_Supplied data_
** begin **
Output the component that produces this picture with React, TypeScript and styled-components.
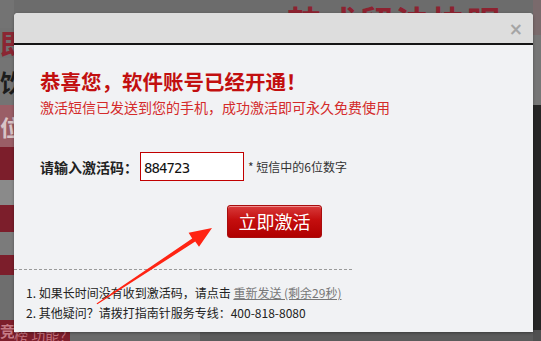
import React from 'react';
import styled, { createGlobalStyle } from 'styled-components';

const GlobalStyle = createGlobalStyle`
  html, body {
    margin: 0;
    padding: 0;
    width: 541px;
    height: 341px;
    overflow: hidden;
    background: #6f6f6f;
  }
  * {
    box-sizing: border-box;
  }
`;

const CJK = `"Noto Sans CJK SC", "Microsoft YaHei", sans-serif`;

// Page behind the overlay
const Screen = styled.div`
  position: relative;
  width: 541px;
  height: 341px;
  overflow: hidden;
  font-family: ${CJK};
`;

const Page = styled.div`
  display: flex;
  width: 100%;
  height: 100%;
`;

const LeftStrip = styled.div`
  width: 14px;
  display: flex;
  flex-direction: column;
`;

const Band = styled.div<{ $h: number; $bg: string; $fg?: string; $size?: number }>`
  height: ${(p) => p.$h}px;
  background: ${(p) => p.$bg};
  color: ${(p) => p.$fg || 'transparent'};
  font-size: ${(p) => p.$size || 20}px;
  font-weight: 700;
  line-height: ${(p) => p.$h}px;
  overflow: hidden;
  white-space: nowrap;
`;

const Middle = styled.div`
  flex: 1;
  display: flex;
  flex-direction: column;
  background: #6c6c6c;
`;

const TopBanner = styled.div`
  height: 13px;
  display: flex;
  justify-content: flex-end;
  padding-right: 30px;
  overflow: hidden;
  color: #8d2230;
  font-size: 34px;
  font-weight: 700;
  line-height: 44px;
  white-space: nowrap;
  letter-spacing: 2px;
`;

const MiddleFill = styled.div`
  flex: 1;
`;

const BottomBar = styled.div`
  height: 9px;
  display: flex;
  overflow: hidden;
`;

const BottomPart = styled.div<{ $w?: number; $bg: string }>`
  ${(p) => (p.$w ? `width: ${p.$w}px;` : 'flex: 1;')}
  background: ${(p) => p.$bg};
  color: #c0707c;
  font-size: 14px;
  line-height: 6px;
  white-space: nowrap;
  overflow: hidden;
`;

const RightStrip = styled.div`
  width: 8px;
  display: flex;
  flex-direction: column;
`;

// Modal
const Dialog = styled.div`
  position: absolute;
  left: 14px;
  top: 13px;
  width: 519px;
  height: 319px;
  background: #f1f2f4;
  border-radius: 4px 4px 0 0;
  box-shadow: 0 1px 3px rgba(0, 0, 0, 0.35);
  display: flex;
  flex-direction: column;
  font-family: ${CJK};
`;

const Header = styled.div`
  height: 32px;
  flex-shrink: 0;
  background: #dddddd;
  border-bottom: 2px solid #151515;
  border-radius: 4px 4px 0 0;
  display: flex;
  justify-content: flex-end;
  align-items: center;
  padding-right: 10px;
`;

const Close = styled.span`
  color: #a5a5a5;
  font-family: "DejaVu Sans", sans-serif;
  font-size: 17px;
  font-weight: 700;
  line-height: 1;
  margin-top: 2px;
`;

const Body = styled.div`
  display: flex;
  flex-direction: column;
`;

const Intro = styled.div`
  padding: 24px 0 0 26px;
  display: flex;
  flex-direction: column;
  gap: 5px;
`;

const Title = styled.h1`
  margin: 0;
  color: #c20f0f;
  font-size: 20.5px;
  font-weight: 700;
  line-height: 24px;
`;

const Subtitle = styled.p`
  margin: 0;
  color: #d42a2a;
  font-size: 14px;
  line-height: 18px;
`;

const FormRow = styled.div`
  margin-top: 36px;
  padding-left: 26px;
  display: flex;
  align-items: center;
`;

const Label = styled.span`
  color: #222;
  font-size: 14px;
  font-weight: 700;
  line-height: 18px;
  width: 100px;
`;

const CodeInput = styled.input`
  width: 104px;
  height: 29px;
  border: 1px solid #c10000;
  background: #fff;
  padding: 2px 3px 0;
  font-family: "DejaVu Sans Mono", monospace;
  font-size: 14px;
  color: #111;
  outline: none;
  letter-spacing: -0.9px;
`;

const Hint = styled.span`
  margin-left: 4px;
  color: #333;
  font-size: 12px;
  line-height: 18px;
`;

const ButtonRow = styled.div`
  margin-top: 24px;
  display: flex;
  justify-content: center;
  padding-left: 2px;
`;

const ActivateButton = styled.button`
  width: 95px;
  height: 33px;
  border: 1px solid #a80d0d;
  border-radius: 3px;
  background: linear-gradient(#d83a3a 0%, #c40e0e 45%, #b00000 100%);
  box-shadow: inset 0 1px 0 rgba(255, 200, 200, 0.6);
  color: #fff;
  font-family: ${CJK};
  font-size: 18px;
  line-height: 31px;
  padding: 0;
`;

const Divider = styled.div`
  margin-top: 31px;
  width: 338px;
  border-top: 1px dashed #9a9a9a;
`;

const Notes = styled.ol`
  margin: 13px 0 0 0;
  padding: 0 0 0 12px;
  list-style: none;
  color: #222;
  font-size: 12px;
  line-height: 20px;
`;

const Note = styled.li`
  white-space: nowrap;
`;

const Resend = styled.a`
  color: #777;
  text-decoration: underline;
  cursor: pointer;
`;

const ArrowLayer = styled.svg`
  position: absolute;
  left: 0;
  top: 0;
  pointer-events: none;
`;

const leftBands: Array<[number, string, string?, number?, string?]> = [
  [28, '#737373'],
  [30, '#717171', '#8b2633', 28, '即'],
  [47, '#747474', '#1c1c1c', 24, '饮'],
  [42, '#9a5e66', '#d8c4c6', 22, '位'],
  [33, '#7c1e2b'],
  [25, '#8a8a8a'],
  [27, '#7c1e2b'],
  [23, '#7b7b7b'],
  [20, '#7c1e2b'],
  [45, '#6e6e6e'],
  [21, '#7c1e2b', '#c57a85', 15, '竞'],
];

const rightBands: Array<[number, string]> = [
  [35, '#7a6a6c'],
  [70, '#767676'],
  [225, '#252525'],
  [11, '#505050'],
];

export default function App() {
  return (
    <>
      <GlobalStyle />
      <Screen>
        <Page>
          <LeftStrip>
            {leftBands.map(([h, bg, fg, size, text], i) => (
              <Band key={i} $h={h} $bg={bg} $fg={fg} $size={size}>
                {text}
              </Band>
            ))}
          </LeftStrip>
          <Middle>
            <TopBanner>韩式留法快眼</TopBanner>
            <MiddleFill />
            <BottomBar>
              <BottomPart $w={56} $bg="#7c1e2b">榜 功能？</BottomPart>
              <BottomPart $w={130} $bg="#6a6a6a" />
              <BottomPart $bg="#5b5b5b" />
            </BottomBar>
          </Middle>
          <RightStrip>
            {rightBands.map(([h, bg], i) => (
              <Band key={i} $h={h} $bg={bg} />
            ))}
          </RightStrip>
        </Page>

        <Dialog>
          <Header>
            <Close>×</Close>
          </Header>
          <Body>
            <Intro>
              <Title>恭喜您，软件账号已经开通！</Title>
              <Subtitle>激活短信已发送到您的手机，成功激活即可永久免费使用</Subtitle>
            </Intro>
            <FormRow>
              <Label>请输入激活码：</Label>
              <CodeInput defaultValue="884723" />
              <Hint>* 短信中的6位数字</Hint>
            </FormRow>
            <ButtonRow>
              <ActivateButton>立即激活</ActivateButton>
            </ButtonRow>
            <Divider />
            <Notes>
              <Note>
                1. 如果长时间没有收到激活码，请点击 <Resend>重新发送 (剩余29秒)</Resend>
              </Note>
              <Note>2. 其他疑问？请拨打指南针服务专线：400-818-8080</Note>
            </Notes>
          </Body>
        </Dialog>

        <ArrowLayer width="541" height="341" viewBox="0 0 541 341">
          <polygon
            fill="#ff2413"
            points="96.5,303.5 192.2,238.6 188.6,232.8 212,228 199,246.8 195.2,241.6 97.4,304.3"
          />
        </ArrowLayer>
      </Screen>
    </>
  );
}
** end **
_Problem requirements_
Copy each line exactly, and leave the pictures out of your copy.

_Full answer_
Output the component that produces this picture with React, TypeScript and styled-components.
import React from 'react';
import styled, { createGlobalStyle } from 'styled-components';

const GlobalStyle = createGlobalStyle`
  html, body {
    margin: 0;
    padding: 0;
    width: 541px;
    height: 341px;
    overflow: hidden;
    background: #6f6f6f;
  }
  * {
    box-sizing: border-box;
  }
`;

const CJK = `"Noto Sans CJK SC", "Microsoft YaHei", sans-serif`;

// Page behind the overlay
const Screen = styled.div`
  position: relative;
  width: 541px;
  height: 341px;
  overflow: hidden;
  font-family: ${CJK};
`;

const Page = styled.div`
  display: flex;
  width: 100%;
  height: 100%;
`;

const LeftStrip = styled.div`
  width: 14px;
  display: flex;
  flex-direction: column;
`;

const Band = styled.div<{ $h: number; $bg: string; $fg?: string; $size?: number }>`
  height: ${(p) => p.$h}px;
  background: ${(p) => p.$bg};
  color: ${(p) => p.$fg || 'transparent'};
  font-size: ${(p) => p.$size || 20}px;
  font-weight: 700;
  line-height: ${(p) => p.$h}px;
  overflow: hidden;
  white-space: nowrap;
`;

const Middle = styled.div`
  flex: 1;
  display: flex;
  flex-direction: column;
  background: #6c6c6c;
`;

const TopBanner = styled.div`
  height: 13px;
  display: flex;
  justify-content: flex-end;
  padding-right: 30px;
  overflow: hidden;
  color: #8d2230;
  font-size: 34px;
  font-weight: 700;
  line-height: 44px;
  white-space: nowrap;
  letter-spacing: 2px;
`;

const MiddleFill = styled.div`
  flex: 1;
`;

const BottomBar = styled.div`
  height: 9px;
  display: flex;
  overflow: hidden;
`;

const BottomPart = styled.div<{ $w?: number; $bg: string }>`
  ${(p) => (p.$w ? `width: ${p.$w}px;` : 'flex: 1;')}
  background: ${(p) => p.$bg};
  color: #c0707c;
  font-size: 14px;
  line-height: 6px;
  white-space: nowrap;
  overflow: hidden;
`;

const RightStrip = styled.div`
  width: 8px;
  display: flex;
  flex-direction: column;
`;

// Modal
const Dialog = styled.div`
  position: absolute;
  left: 14px;
  top: 13px;
  width: 519px;
  height: 319px;
  background: #f1f2f4;
  border-radius: 4px 4px 0 0;
  box-shadow: 0 1px 3px rgba(0, 0, 0, 0.35);
  display: flex;
  flex-direction: column;
  font-family: ${CJK};
`;

const Header = styled.div`
  height: 32px;
  flex-shrink: 0;
  background: #dddddd;
  border-bottom: 2px solid #151515;
  border-radius: 4px 4px 0 0;
  display: flex;
  justify-content: flex-end;
  align-items: center;
  padding-right: 10px;
`;

const Close = styled.span`
  color: #a5a5a5;
  font-family: "DejaVu Sans", sans-serif;
  font-size: 17px;
  font-weight: 700;
  line-height: 1;
  margin-top: 2px;
`;

const Body = styled.div`
  display: flex;
  flex-direction: column;
`;

const Intro = styled.div`
  padding: 24px 0 0 26px;
  display: flex;
  flex-direction: column;
  gap: 5px;
`;

const Title = styled.h1`
  margin: 0;
  color: #c20f0f;
  font-size: 20.5px;
  font-weight: 700;
  line-height: 24px;
`;

const Subtitle = styled.p`
  margin: 0;
  color: #d42a2a;
  font-size: 14px;
  line-height: 18px;
`;

const FormRow = styled.div`
  margin-top: 36px;
  padding-left: 26px;
  display: flex;
  align-items: center;
`;

const Label = styled.span`
  color: #222;
  font-size: 14px;
  font-weight: 700;
  line-height: 18px;
  width: 100px;
`;

const CodeInput = styled.input`
  width: 104px;
  height: 29px;
  border: 1px solid #c10000;
  background: #fff;
  padding: 2px 3px 0;
  font-family: "DejaVu Sans Mono", monospace;
  font-size: 14px;
  color: #111;
  outline: none;
  letter-spacing: -0.9px;
`;

const Hint = styled.span`
  margin-left: 4px;
  color: #333;
  font-size: 12px;
  line-height: 18px;
`;

const ButtonRow = styled.div`
  margin-top: 24px;
  display: flex;
  justify-content: center;
  padding-left: 2px;
`;

const ActivateButton = styled.button`
  width: 95px;
  height: 33px;
  border: 1px solid #a80d0d;
  border-radius: 3px;
  background: linear-gradient(#d83a3a 0%, #c40e0e 45%, #b00000 100%);
  box-shadow: inset 0 1px 0 rgba(255, 200, 200, 0.6);
  color: #fff;
  font-family: ${CJK};
  font-size: 18px;
  line-height: 31px;
  padding: 0;
`;

const Divider = styled.div`
  margin-top: 31px;
  width: 338px;
  border-top: 1px dashed #9a9a9a;
`;

const Notes = styled.ol`
  margin: 13px 0 0 0;
  padding: 0 0 0 12px;
  list-style: none;
  color: #222;
  font-size: 12px;
  line-height: 20px;
`;

const Note = styled.li`
  white-space: nowrap;
`;

const Resend = styled.a`
  color: #777;
  text-decoration: underline;
  cursor: pointer;
`;

const ArrowLayer = styled.svg`
  position: absolute;
  left: 0;
  top: 0;
  pointer-events: none;
`;

const leftBands: Array<[number, string, string?, number?, string?]> = [
  [28, '#737373'],
  [30, '#717171', '#8b2633', 28, '即'],
  [47, '#747474', '#1c1c1c', 24, '饮'],
  [42, '#9a5e66', '#d8c4c6', 22, '位'],
  [33, '#7c1e2b'],
  [25, '#8a8a8a'],
  [27, '#7c1e2b'],
  [23, '#7b7b7b'],
  [20, '#7c1e2b'],
  [45, '#6e6e6e'],
  [21, '#7c1e2b', '#c57a85', 15, '竞'],
];

const rightBands: Array<[number, string]> = [
  [35, '#7a6a6c'],
  [70, '#767676'],
  [225, '#252525'],
  [11, '#505050'],
];

export default function App() {
  return (
    <>
      <GlobalStyle />
      <Screen>
        <Page>
          <LeftStrip>
            {leftBands.map(([h, bg, fg, size, text], i) => (
              <Band key={i} $h={h} $bg={bg} $fg={fg} $size={size}>
                {text}
              </Band>
            ))}
          </LeftStrip>
          <Middle>
            <TopBanner>韩式留法快眼</TopBanner>
            <MiddleFill />
            <BottomBar>
              <BottomPart $w={56} $bg="#7c1e2b">榜 功能？</BottomPart>
              <BottomPart $w={130} $bg="#6a6a6a" />
              <BottomPart $bg="#5b5b5b" />
            </BottomBar>
          </Middle>
          <RightStrip>
            {rightBands.map(([h, bg], i) => (
              <Band key={i} $h={h} $bg={bg} />
            ))}
          </RightStrip>
        </Page>

        <Dialog>
          <Header>
            <Close>×</Close>
          </Header>
          <Body>
            <Intro>
              <Title>恭喜您，软件账号已经开通！</Title>
              <Subtitle>激活短信已发送到您的手机，成功激活即可永久免费使用</Subtitle>
            </Intro>
            <FormRow>
              <Label>请输入激活码：</Label>
              <CodeInput defaultValue="884723" />
              <Hint>* 短信中的6位数字</Hint>
            </FormRow>
            <ButtonRow>
              <ActivateButton>立即激活</ActivateButton>
            </ButtonRow>
            <Divider />
            <Notes>
              <Note>
                1. 如果长时间没有收到激活码，请点击 <Resend>重新发送 (剩余29秒)</Resend>
              </Note>
              <Note>2. 其他疑问？请拨打指南针服务专线：400-818-8080</Note>
            </Notes>
          </Body>
        </Dialog>

        <ArrowLayer width="541" height="341" viewBox="0 0 541 341">
          <polygon
            fill="#ff2413"
            points="96.5,303.5 192.2,238.6 188.6,232.8 212,228 199,246.8 195.2,241.6 97.4,304.3"
          />
        </ArrowLayer>
      </Screen>
    </>
  );
}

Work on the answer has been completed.